2. Incarcéré dès le 10 juin 2023 aux fins de purger de nombreuses condamnations entrées en force, M. A______ s'est vu notifier, le 26 octobre 2023, en son lieu de détention pénale, une décision de renvoi de Suisse prononcée à son encontre le 25 octobre 2023 par l'office cantonal de la population et des migrations en application de l'art. 64 LEI.
3. Par ordonnance du vendredi 4 octobre 2024, le Tribunal d'application des peines et des mesures a ordonné la libération conditionnelle de M. A______ pour le 17 octobre 2024.

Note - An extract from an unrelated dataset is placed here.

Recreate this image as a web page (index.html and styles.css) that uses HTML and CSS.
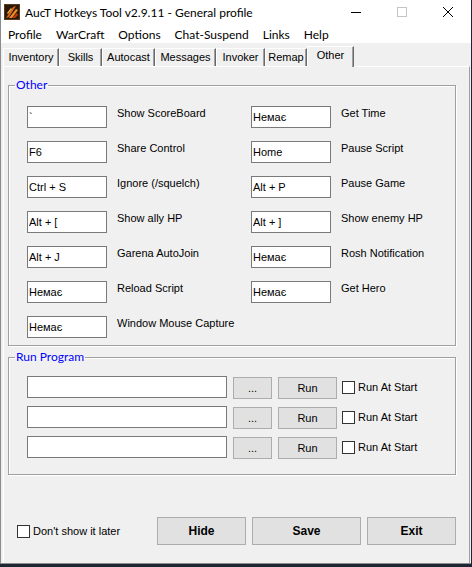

4. Les démarches en vue de la réadmission en Italie de M. A______ ont été entamées dans les jours suivants par la police genevoise et la remise de l'intéressé aux autorités de son pays d'origine est organisée pour avoir lieu le 24 octobre 2024.
5. Le 17 octobre 2024, à 10h20, le commissaire de police a émis un ordre de mise en détention administrative à l’encontre de M. A______ pour une durée de trois semaines en application de l'art. 76 al. 1 let. b ch. 1 LEI en lien avec l'art. 75 al. 1 let. b et h LEI.
Au commissaire de police, M. A______ a déclaré qu'il ne s'opposait pas à son retour en Italie. Il était en outre d’accord « à ce que le Tribunal administratif de première instance (ci-après : le tribunal) renonce à la procédure orale », après que le commissaire de police avait attiré son attention sur la teneur de l’art. 80 al. 3 LEI.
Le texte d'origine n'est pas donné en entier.